About a year and a half ago, I was having breakfast in a local McDonald's when in walks a few young guys, one of whom was rather large... in several ways. I had a perfect view of his profile and it dawned on me that if I had to shoot someone like him, I'd be asking my chosen round to do a hardy day's work. His girth was quite impressive and I would bet his heart was every bit of 12-16 inches in his chest. This was rather sobering to me.

Now if all of these gents were threats to my future existence my caliber and load would indeed, be taxed to save my hide as all of them were large bipeds. This incident definitely made me consider a few things that many times, a lot of us just take for granted.


----------



## SouthernBoy (Jun 27, 2007)

GCBHM said:


> Agreed. The excerpt is from the article I posted which explains the penetration issue quite well. It's a good read, but more about ammunition, and why penetration is measured and compared, than actually shooting someone. Choosing the right bullet is as important as choosing the right weapon, in my opinion. It's all relative to the situation.


The article is a good read and I think the most salient part is the fact that you are never really going to know how an extreme encounter is going to occur because there are just so many variables involved. And this also applies to trying to deliver rounds to your assailant.
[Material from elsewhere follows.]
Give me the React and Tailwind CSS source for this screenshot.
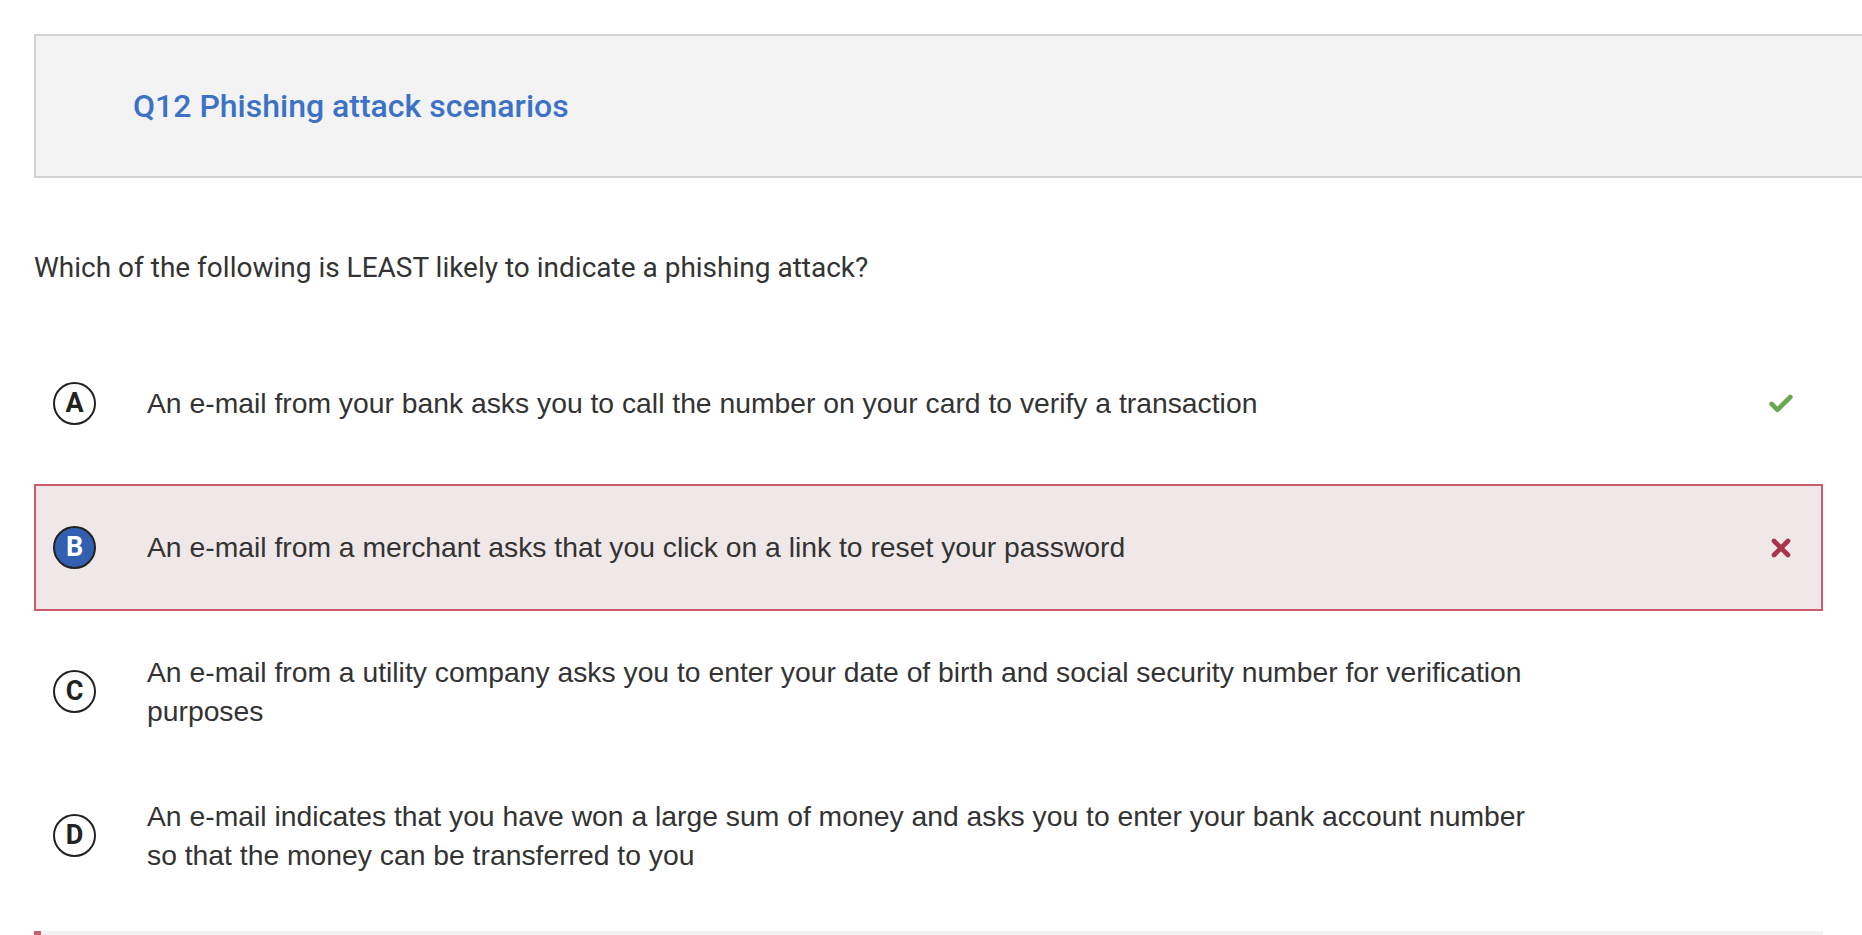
import { Check, X } from "lucide-react";

const options = [
  { key: "A", text: "An e-mail from your bank asks you to call the number on your card to verify a transaction", mark: "right" },
  { key: "B", text: "An e-mail from a merchant asks that you click on a link to reset your password", mark: "wrong", picked: true },
  { key: "C", text: "An e-mail from a utility company asks you to enter your date of birth and social security number for verification purposes" },
  { key: "D", text: "An e-mail indicates that you have won a large sum of money and asks you to enter your bank account number so that the money can be transferred to you" },
];

function Letter({ k, picked }) {
  return (
    <div
      className={`w-[43px] h-[43px] shrink-0 rounded-full border-2 border-[#222] flex items-center justify-center text-[27px] font-bold ${
        picked ? "bg-[#335fb0] text-white" : "bg-white text-[#222]"
      }`}
    >
      {k}
    </div>
  );
}

export default function App() {
  return (
    <div className="min-h-screen bg-white pl-[34px] pt-[34px] font-['Roboto',sans-serif] text-[#333]">
      {/* header */}
      <div className="h-[144px] bg-[#f3f3f3] border-2 border-r-0 border-[#d2d2d6] flex items-center pl-[97px]">
        <h1 className="text-[32px] font-medium text-[#3c72c6]">Q12 Phishing attack scenarios</h1>
      </div>

      <p className="mt-[72px] text-[28px] leading-[36px]">Which of the following is LEAST likely to indicate a phishing attack?</p>

      <div className="mt-[54px] w-[1789px] flex flex-col gap-[17px]">
        {options.map((o) => (
          <div
            key={o.key}
            className={`h-[127px] border-2 flex items-center pl-[17px] pr-[26px] ${
              o.picked ? "border-[#cc5c6c] bg-[#f0e8e8]" : "border-transparent"
            }`}
          >
            <Letter k={o.key} picked={o.picked} />
            <div className="ml-[51px] w-[1395px] text-[28.3px] leading-[39px] font-['Liberation_Sans',Arial,sans-serif] text-[#333]">
              {o.text}
            </div>
            <div className="ml-auto w-[28px] flex justify-center">
              {o.mark === "right" && <Check size={28} strokeWidth={4} className="text-[#6aa84f]" />}
              {o.mark === "wrong" && <X size={28} strokeWidth={4} className="text-[#a8334a]" />}
            </div>
          </div>
        ))}
      </div>

      <div className="mt-[32px] w-[1789px] h-[6px] bg-[#f2f2f2] flex">
        <div className="w-[7px] h-full bg-[#cc5c6c]" />
      </div>
    </div>
  );
}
I think the writer stressed these facts very well.


----------



## shooter69 (Jan 8, 2014)

One good shot in the head!


----------



## SouthernBoy (Jun 27, 2007)

shooter69 said:


> One good shot in the head!


I wouldn't bank on this. A BG's not about to hold still while you take aim for a head shot. If you are able, that is one thing but chances are you are not going to be so fortunate. COM shots are your best bet in an extreme encounter.


----------



## Steve M1911A1 (Feb 6, 2008)

Actually, the best bet is not center-of-mass, but rather to keep your shots within a triangle formed by the sides of the chest just below the armpits and the bottom of the chin.
This gives you a large enough aiming area within which to do good, useful damage, while encompassing the most important breathing and blood-flow apparatus in the body.
Check-out an anatomy-cutaway diagram, and you'll see what I mean.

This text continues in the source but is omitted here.